Italian 10-year bonds fell, with yields rising the most in more than two months, on speculation the European Central Bank will prevent lenders using future loans it provides to buy sovereign debt.
Spanish 10-year securities dropped for a third week. German 10-year yields climbed by the most since August as a report yesterday showed U.S. employers added more workers in November than analysts forecast and the jobless rate dropped, boosting the case for the Federal Reserve to cut stimulus. The ECB wants to ensure any future offerings of long-term cash find their way into the economy, and not hoarded by banks, President Mario Draghi said after a policy meeting in Frankfurt.
“Bond yields rose this week across markets because there was no easing or hint of easing action from the ECB,” said Lyn Graham-Taylor, a fixed-income strategist at Rabobank International in London.
Italy’s 10-year yield rose 12 basis points, or 0.12 percentage point, this week to 4.18 percent at 5 p.m. London time yesterday. The 4.5 percent bond maturing in March 2024 fell 0.985 or 9.85 euros per 1,000 euro face amount, to 103.03. The five-day gain in yields was the most since the period through Sept. 27.

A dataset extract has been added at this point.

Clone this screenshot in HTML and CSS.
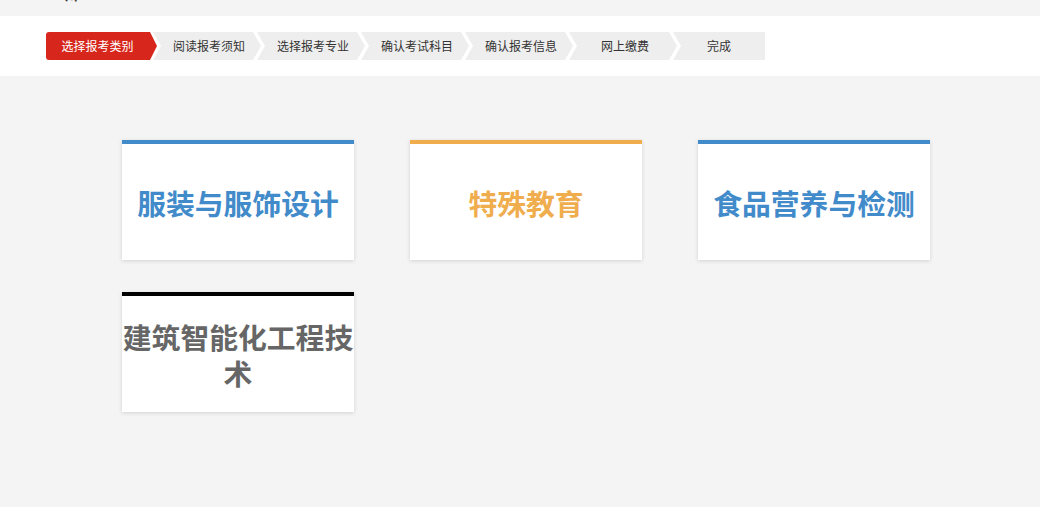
FILE: index.html
```html
<!DOCTYPE html>
<html lang="zh-CN">
<head>
<meta charset="utf-8">
<title>选择报考类别</title>
<link rel="stylesheet" href="styles.css">
</head>
<body>
<div class="topstrip"><span class="topfrag">川</span></div>
<div class="header">
  <ul class="steps">
    <li class="step active">选择报考类别</li>
    <li class="step">阅读报考须知</li>
    <li class="step">选择报考专业</li>
    <li class="step">确认考试科目</li>
    <li class="step">确认报考信息</li>
    <li class="step">网上缴费</li>
    <li class="step last">完成</li>
  </ul>
</div>
<div class="main">
  <div class="grid">
    <div class="card blue"><span>服装与服饰设计</span></div>
    <div class="card orange"><span>特殊教育</span></div>
    <div class="card blue"><span>食品营养与检测</span></div>
    <div class="card dark"><span>建筑智能化工程技术</span></div>
  </div>
</div>
</body>
</html>
```

FILE: styles.css
```css
html, body {
  margin: 0;
  padding: 0;
  background: #f4f4f4;
  font-family: "Noto Sans CJK SC", "Microsoft YaHei", sans-serif;
}

.topstrip {
  height: 16px;
  overflow: hidden;
  padding-left: 65px;
}

.topfrag {
  display: block;
  font-size: 13px;
  line-height: 13px;
  margin-top: -12px;
  color: #333;
  font-weight: bold;
}

.header {
  background: #fff;
  height: 60px;
  padding: 16px 0 0 46px;
  box-sizing: border-box;
}

.steps {
  list-style: none;
  margin: 0;
  padding: 0;
  display: flex;
}

.step {
  width: 108px;
  height: 28px;
  line-height: 28px;
  font-size: 12px;
  color: #333;
  text-align: center;
  background: #eeeeee;
  margin-left: -4px;
  padding-left: 4px;
  box-sizing: border-box;
  clip-path: polygon(0 0, calc(100% - 8px) 0, 100% 50%, calc(100% - 8px) 100%, 0 100%, 8px 50%);
}

.step.active {
  margin-left: 0;
  width: 111px;
  padding-left: 0;
  padding-right: 8px;
  background: #d7271c;
  color: #fff;
  border-radius: 3px 0 0 3px;
  clip-path: polygon(0 0, calc(100% - 7px) 0, 100% 50%, calc(100% - 7px) 100%, 0 100%);
  position: relative;
  z-index: 1;
}

.step.last {
  width: 92px;
  padding-left: 0;
  clip-path: polygon(0 0, 100% 0, 100% 100%, 0 100%, 8px 50%);
}

.main {
  padding: 64px 0 0 122px;
}

.grid {
  display: grid;
  grid-template-columns: repeat(3, 232px);
  column-gap: 56px;
  row-gap: 32px;
  padding-bottom: 8px;
}

.card {
  height: 120px;
  background: #fff;
  border-top: 4px solid #428bca;
  box-sizing: border-box;
  box-shadow: 0 1px 4px rgba(0, 0, 0, 0.14);
  display: flex;
  align-items: center;
  justify-content: center;
  text-align: center;
  font-size: 28.8px;
  line-height: 36px;
  font-weight: bold;
  color: #428bca;
}

.card span {
  display: block;
  margin-top: 2px;
}

.card.orange {
  border-top-color: #f0ad4e;
  color: #f0ad4e;
}

.card.dark {
  border-top-color: #000;
  color: #666;
}
```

The ECB last held a Long Term Refinancing Operation in March 2012 and officials said much of the cash they loaned then for three years went into funding governments or supporting bank balance sheets. Officials decided not to follow last month’s surprise interest-rate cut with another reduction, leaving the refinancing rate at 0.25 percent at the Dec. 5 meeting.
Investor confidence in the euro area improved this month and industrial production rebounded in December, according to Bloomberg surveys of economists before data next week.
The 203,000 increase in U.S. payrolls followed a revised 200,000 advance in October, Labor Department figures showed in Washington. Federal Reserve policy makers are considering how and when to reduce $85 billion in monthly asset-purchase stimulus measure.
Italy’s bonds earned 6.7 percent this year through Dec. 5, according to Bloomberg World Bond Indexes. Spain’s debt returned 11 percent and Germany’s lost 1.9 percent.